─── RECORDED DATA
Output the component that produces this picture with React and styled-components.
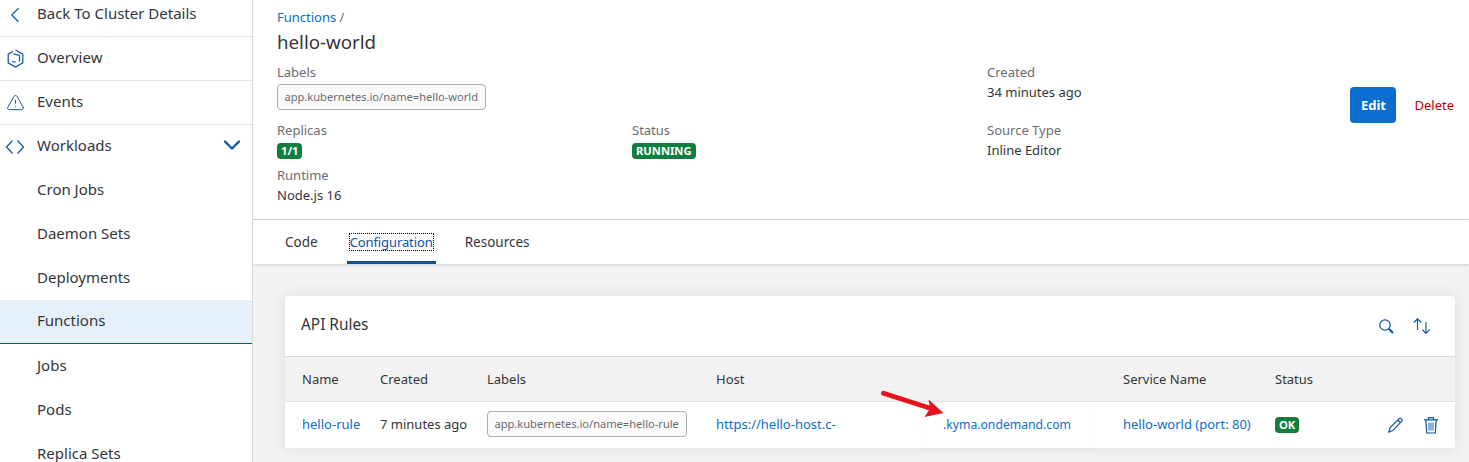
import styled, { createGlobalStyle } from 'styled-components';
import { ChevronLeft, TriangleAlert, ChevronDown } from 'lucide-react';

const GlobalStyle = createGlobalStyle`
  html, body {
    margin: 0;
    padding: 0;
    height: 462px;
    overflow: hidden;
  }
  body {
    font-family: "Noto Sans", "Liberation Sans", sans-serif;
    color: #32363a;
  }
`;

const Page = styled.div`
  display: flex;
  width: 1469px;
  height: 462px;
  overflow: hidden;
  background: #f3f3f3;
`;

const Sidebar = styled.nav`
  width: 252px;
  flex-shrink: 0;
  background: #fff;
  border-right: 1px solid #d9d9d9;
  overflow: hidden;
`;
const NavRow = styled.div`
  display: flex;
  align-items: center;
  height: ${(p) => p.$h || 44}px;
  box-sizing: border-box;
  padding: 0 0 ${(p) => p.$pb ?? 4}px 37px;
  position: relative;
  font-size: 15px;
  background: #fff;
  border-bottom: 1px solid ${(p) => (p.$divider ? '#e5e5e5' : 'transparent')};
`;
const ActiveNavRow = styled(NavRow)`
  margin: -1px 0 1px;
  background: #e5f0fa;
  border-bottom-color: #0854a0;
`;
const NavIcon = styled.span`
  position: absolute;
  left: 2px;
  width: 26px;
  height: 26px;
  margin-top: 4px;
  display: flex;
  align-items: center;
  justify-content: center;
  color: #0854a0;
`;
const NavChevron = styled.span`
  position: absolute;
  right: 6px;
  display: flex;
  color: #0854a0;
`;

const Main = styled.main`
  flex: 1;
  min-width: 0;
`;
const Header = styled.header`
  display: flex;
  height: 220px;
  box-sizing: border-box;
  padding: 9px 15px 0 24px;
  background: #fff;
  border-bottom: 1px solid #d4d4d4;
`;
const HeaderBody = styled.div`
  flex: 1;
`;
const Crumb = styled.div`
  font-size: 13px;
  line-height: 17px;
  color: #6a6d70;
`;
const Link = styled.a`
  color: #0a6ed1;
  font-size: 13px;
  white-space: nowrap;
`;
const Title = styled.h1`
  margin: 3px 0 0;
  font-size: 18.7px;
  font-weight: 400;
  line-height: 26px;
`;
const MetaGrid = styled.div`
  display: grid;
  grid-template-columns: 355px 355px 355px;
  margin-top: 7px;
`;
const Field = styled.div`
  grid-column: span ${(p) => p.$span || 1};
  min-height: ${(p) => p.$min || 0}px;
`;
const Caption = styled.div`
  font-size: 13px;
  line-height: 20px;
  color: #6a6d70;
`;
const Value = styled.div`
  font-size: 13px;
  line-height: 20px;
`;
const Token = styled.div`
  width: fit-content;
  box-sizing: border-box;
  height: 26px;
  line-height: 23px;
  padding: 0 7px 0 6.5px;
  font-size: 11.1px;
  color: #6a6d70;
  background: #fafafa;
  border: 1px solid #a9adb1;
  border-radius: 4px;
  white-space: nowrap;
`;
const HeaderToken = styled(Token)`
  margin-top: 2px;
`;
const Badge = styled.div`
  width: fit-content;
  height: 16px;
  line-height: 16px;
  padding: 0 4px;
  font-size: 11.2px;
  font-weight: 700;
  color: #fff;
  background: #107e3e;
  border-radius: 4px;
`;
const FieldBadge = styled(Badge)`
  margin-top: 3px;
`;
const Actions = styled.div`
  display: flex;
  align-items: center;
  gap: 18px;
  height: 36px;
  margin-top: 78px;
`;
const EditButton = styled.button`
  width: 46px;
  height: 36px;
  border: none;
  border-radius: 4px;
  background: #0a6ed1;
  color: #fff;
  font: 700 13px "Noto Sans", sans-serif;
`;
const DeleteButton = styled.button`
  padding: 0;
  border: none;
  background: none;
  color: #bb0000;
  font: 400 13px "Noto Sans", sans-serif;
`;

const Tabs = styled.div`
  display: flex;
  height: 44px;
  padding-left: 29px;
  gap: 26px;
  background: #fff;
  box-shadow: 0 1px 3px rgba(0, 0, 0, 0.16);
`;
const Tab = styled.div`
  display: flex;
  align-items: center;
  justify-content: center;
  box-sizing: border-box;
  padding: 3px 3px 0;
  font-size: ${(p) => (p.$active ? 13 : 13.5)}px;
  letter-spacing: ${(p) => (p.$active ? '-0.1px' : '0')};
  color: ${(p) => (p.$active ? '#0854a0' : '#32363a')};
  border-bottom: 3px solid ${(p) => (p.$active ? '#0854a0' : 'transparent')};
  & > span {
    line-height: 16px;
    outline: ${(p) => (p.$active ? '1px dotted #000' : 'none')};
  }
`;

const Content = styled.section`
  padding: 32px 14px 0 32px;
`;
const Card = styled.div`
  position: relative;
  background: #fff;
  border-radius: 4px 4px 0 0;
  box-shadow: 0 0 16px rgba(0, 0, 0, 0.1);
`;
const CardHead = styled.div`
  display: flex;
  align-items: center;
  height: 60px;
  box-sizing: content-box;
  padding: 0 24px 0 16px;
  border-bottom: 1px solid #d9d9d9;
  font-size: 15.4px;
`;
const CardTitle = styled.span`
  margin-bottom: 4px;
`;
const CardTools = styled.div`
  display: flex;
  align-items: center;
  gap: 19px;
  margin-left: auto;
  color: #0854a0;
`;
const Row = styled.div`
  display: grid;
  grid-template-columns: 78px 107px 229px 407px 152px 1fr;
  align-items: center;
  height: 44px;
  padding-left: 17px;
  font-size: 13px;
  background: #f2f2f2;
  border-bottom: 1px solid #e0e0e0;
`;
const BodyRow = styled(Row)`
  height: 46px;
  box-sizing: border-box;
  padding-bottom: 2px;
  background: #fff;
  border-bottom: none;
`;
const StatusCell = styled.div`
  display: flex;
  align-items: center;
  justify-content: space-between;
  margin-top: 2px;
  padding-right: 17px;
  color: #0854a0;
`;
const RowTools = styled.div`
  display: flex;
  gap: 21px;
`;
const Patch = styled.div`
  position: absolute;
  left: 640px;
  top: 107px;
  width: 165px;
  height: 45px;
  display: flex;
  align-items: center;
  padding: 0 0 3px 18px;
  box-sizing: border-box;
  background: #fff;
  box-shadow: 0 0 3px rgba(0, 0, 0, 0.04);
`;
const PatchLink = styled(Link)`
  font-size: 12.2px;
`;
const Arrow = styled.svg`
  position: absolute;
  left: 595px;
  top: 94px;
`;

const OverviewIcon = () => (
  <svg width="17" height="19" viewBox="0 0 17 19" fill="none" stroke="currentColor" strokeWidth="1.2">
    <path d="M8.5 1 15.8 5.2v8.6L8.5 18 1.2 13.8V5.2L6 2.4" />
    <path d="M5.2 12.2c1.2 1.3 2.3 1 3.6.6M6.6 4.8l5.9 1.6v6" />
  </svg>
);

const CodeIcon = () => (
  <svg width="20" height="16" viewBox="0 0 20 16" fill="none" stroke="currentColor" strokeWidth="1.2">
    <path d="M7.5 1.5 1.5 8l6 6.5M12.5 1.5l6 6.5-6 6.5" />
  </svg>
);

const SearchIcon = () => (
  <svg width="15" height="15" viewBox="0 0 15 15" fill="none" stroke="currentColor">
    <circle cx="6" cy="6" r="5.2" strokeWidth="1.2" />
    <path d="M9.8 9.8 14 14" strokeWidth="2" />
  </svg>
);

const SortIcon = () => (
  <svg width="18" height="17" viewBox="0 0 18 17" fill="none" stroke="currentColor" strokeWidth="1.1">
    <path d="M4.5 12V.8M.8 4.5 4.5.8l3.7 3.7" />
    <path d="M13 4v11.4M9.3 11.7l3.7 3.7 3.7-3.7" />
  </svg>
);

const PencilIcon = () => (
  <svg width="15" height="16" viewBox="0 0 15 16" fill="none" stroke="currentColor" strokeWidth="1.2">
    <path d="M.8 15 2 10.8 11.2 1.6a1.3 1.3 0 0 1 1.8 0l.8.8a1.3 1.3 0 0 1 0 1.8L4.8 13.6z" />
    <path d="M9.8 3 12.4 5.6" />
  </svg>
);

const TrashIcon = () => (
  <svg width="14" height="17" viewBox="0 0 14 17" fill="none" stroke="currentColor">
    <path d="M4.5 2.2V.7h5v1.5M0 2.8h14" strokeWidth="1.2" />
    <path d="M1.8 3 2.7 16h8.6l.9-13" strokeWidth="1.2" />
    <path d="M5 5.5v8M7 5.5v8M9 5.5v8" strokeWidth="0.9" />
  </svg>
);

const navItems = ['Cron Jobs', 'Daemon Sets', 'Deployments'];

function App() {
  return (
    <Page>
      <GlobalStyle />
      <Sidebar>
        <NavRow $h={37} $pb={11} $divider>
          <NavIcon><ChevronLeft size={26} strokeWidth={1} /></NavIcon>
          Back To Cluster Details
        </NavRow>
        <NavRow $divider>
          <NavIcon><OverviewIcon /></NavIcon>
          Overview
        </NavRow>
        <NavRow $divider>
          <NavIcon><TriangleAlert size={19} strokeWidth={1.2} /></NavIcon>
          Events
        </NavRow>
        <NavRow>
          <NavIcon><CodeIcon /></NavIcon>
          Workloads
          <NavChevron><ChevronDown size={28} strokeWidth={1.9} /></NavChevron>
        </NavRow>
        {navItems.map((item) => (
          <NavRow key={item}>{item}</NavRow>
        ))}
        <ActiveNavRow>Functions</ActiveNavRow>
        <NavRow>Jobs</NavRow>
        <NavRow>Pods</NavRow>
        <NavRow>Replica Sets</NavRow>
      </Sidebar>
      <Main>
        <Header>
          <HeaderBody>
            <Crumb><Link>Functions</Link> /</Crumb>
            <Title>hello-world</Title>
            <MetaGrid>
              <Field $span={2} $min={58}>
                <Caption>Labels</Caption>
                <HeaderToken>app.kubernetes.io/name=hello-world</HeaderToken>
              </Field>
              <Field>
                <Caption>Created</Caption>
                <Value>34 minutes ago</Value>
              </Field>
              <Field $min={45}>
                <Caption>Replicas</Caption>
                <FieldBadge>1/1</FieldBadge>
              </Field>
              <Field>
                <Caption>Status</Caption>
                <FieldBadge>RUNNING</FieldBadge>
              </Field>
              <Field>
                <Caption>Source Type</Caption>
                <Value>Inline Editor</Value>
              </Field>
              <Field>
                <Caption>Runtime</Caption>
                <Value>Node.js 16</Value>
              </Field>
            </MetaGrid>
          </HeaderBody>
          <Actions>
            <EditButton>Edit</EditButton>
            <DeleteButton>Delete</DeleteButton>
          </Actions>
        </Header>
        <Tabs>
          <Tab><span>Code</span></Tab>
          <Tab $active><span>Configuration</span></Tab>
          <Tab><span>Resources</span></Tab>
        </Tabs>
        <Content>
          <Card>
            <CardHead>
              <CardTitle>API Rules</CardTitle>
              <CardTools>
                <SearchIcon />
                <SortIcon />
              </CardTools>
            </CardHead>
            <Row>
              <div>Name</div>
              <div>Created</div>
              <div>Labels</div>
              <div>Host</div>
              <div>Service Name</div>
              <div>Status</div>
            </Row>
            <BodyRow>
              <Link>hello-rule</Link>
              <div>7 minutes ago</div>
              <Token>app.kubernetes.io/name=hello-rule</Token>
              <Link>https://hello-host.c-</Link>
              <Link>hello-world (port: 80)</Link>
              <StatusCell>
                <Badge>OK</Badge>
                <RowTools>
                  <PencilIcon />
                  <TrashIcon />
                </RowTools>
              </StatusCell>
            </BodyRow>
            <Patch><PatchLink>.kyma.ondemand.com</PatchLink></Patch>
            <Arrow width="70" height="32" viewBox="0 0 70 32">
              <path d="M3.5 3.2 51 18.5" stroke="#e8101a" strokeWidth="4.8" strokeLinecap="round" fill="none" />
              <path d="M48.5 9.5 63.5 23 44.5 27 50 18.5z" fill="#e8101a" />
            </Arrow>
          </Card>
        </Content>
      </Main>
    </Page>
  );
}

export default App;
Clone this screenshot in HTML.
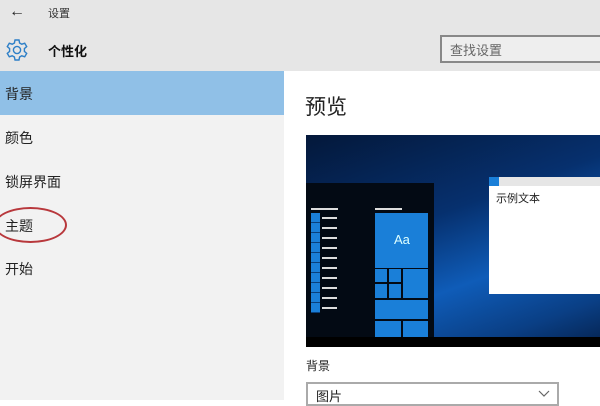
──────
WHAT IS REQUIRED:
Determine how many lines of this listing contain "components", and give only the number.

RESULT FOR THIS TASK:
2